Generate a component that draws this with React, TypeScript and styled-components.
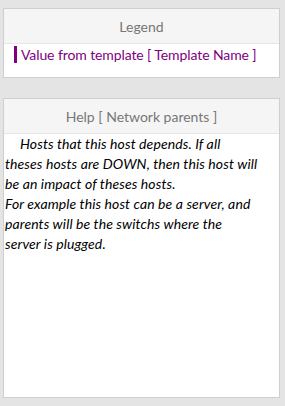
import styled, { createGlobalStyle } from "styled-components";

const GlobalStyle = createGlobalStyle`
  html, body {
    margin: 0;
    padding: 0;
    background: #e4e4e4;
    font-family: Lato, "Open Sans", sans-serif;
  }
`;

const Page = styled.div`
  display: flex;
  flex-direction: column;
  gap: 20px;
  padding: 8px 5px 8px 3px;
  height: 406px;
  box-sizing: border-box;
`;

type PanelProps = {
  $grow?: boolean;
};

const Panel = styled.div<PanelProps>`
  display: flex;
  flex-direction: column;
  background: #fff;
  border: 1px solid #cfcfcf;
  flex: ${({ $grow }) => ($grow ? 1 : "none")};
`;

const PanelHeading = styled.div`
  height: 34px;
  display: flex;
  align-items: center;
  justify-content: center;
  background: #f5f5f5;
  border-bottom: 1px solid #e6e6e6;
  color: #777;
  font-size: 14px;
`;

const LegendBody = styled.div`
  padding: 2px 10px 14px 10px;
`;

const LegendItem = styled.div`
  border-left: 3px solid #800080;
  padding-left: 4px;
  color: #800080;
  font-size: 14px;
  line-height: 17px;
  letter-spacing: -0.1px;
`;

const HelpBody = styled.div`
  padding: 0 8px 0 1px;
  font-size: 14px;
  line-height: 20px;
  letter-spacing: 0.1px;
  font-style: italic;
  color: #000;
`;

const HelpPara = styled.p`
  margin: 0;
  text-indent: 15px;
`;

export default function App() {
  return (
    <>
      <GlobalStyle />
      <Page>
        <Panel>
          <PanelHeading>Legend</PanelHeading>
          <LegendBody>
            <LegendItem>Value from template [ Template Name ]</LegendItem>
          </LegendBody>
        </Panel>
        <Panel $grow>
          <PanelHeading>Help [ Network parents ]</PanelHeading>
          <HelpBody>
            <HelpPara>
              Hosts that this host depends. If all
              <br />
              theses hosts are DOWN, then this host will
              <br />
              be an impact of theses hosts.
            </HelpPara>
            For example this host can be a server, and
            <br />
            parents will be the switchs where the
            <br />
            server is plugged.
          </HelpBody>
        </Panel>
      </Page>
    </>
  );
}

________________________________________

• **AIM OF THE TASK**
Without including any picture, repeat the data exactly.

• **CORRECT RESPONSE**
Generate a component that draws this with React, TypeScript and styled-components.
import styled, { createGlobalStyle } from "styled-components";

const GlobalStyle = createGlobalStyle`
  html, body {
    margin: 0;
    padding: 0;
    background: #e4e4e4;
    font-family: Lato, "Open Sans", sans-serif;
  }
`;

const Page = styled.div`
  display: flex;
  flex-direction: column;
  gap: 20px;
  padding: 8px 5px 8px 3px;
  height: 406px;
  box-sizing: border-box;
`;

type PanelProps = {
  $grow?: boolean;
};

const Panel = styled.div<PanelProps>`
  display: flex;
  flex-direction: column;
  background: #fff;
  border: 1px solid #cfcfcf;
  flex: ${({ $grow }) => ($grow ? 1 : "none")};
`;

const PanelHeading = styled.div`
  height: 34px;
  display: flex;
  align-items: center;
  justify-content: center;
  background: #f5f5f5;
  border-bottom: 1px solid #e6e6e6;
  color: #777;
  font-size: 14px;
`;

const LegendBody = styled.div`
  padding: 2px 10px 14px 10px;
`;

const LegendItem = styled.div`
  border-left: 3px solid #800080;
  padding-left: 4px;
  color: #800080;
  font-size: 14px;
  line-height: 17px;
  letter-spacing: -0.1px;
`;

const HelpBody = styled.div`
  padding: 0 8px 0 1px;
  font-size: 14px;
  line-height: 20px;
  letter-spacing: 0.1px;
  font-style: italic;
  color: #000;
`;

const HelpPara = styled.p`
  margin: 0;
  text-indent: 15px;
`;

export default function App() {
  return (
    <>
      <GlobalStyle />
      <Page>
        <Panel>
          <PanelHeading>Legend</PanelHeading>
          <LegendBody>
            <LegendItem>Value from template [ Template Name ]</LegendItem>
          </LegendBody>
        </Panel>
        <Panel $grow>
          <PanelHeading>Help [ Network parents ]</PanelHeading>
          <HelpBody>
            <HelpPara>
              Hosts that this host depends. If all
              <br />
              theses hosts are DOWN, then this host will
              <br />
              be an impact of theses hosts.
            </HelpPara>
            For example this host can be a server, and
            <br />
            parents will be the switchs where the
            <br />
            server is plugged.
          </HelpBody>
        </Panel>
      </Page>
    </>
  );
}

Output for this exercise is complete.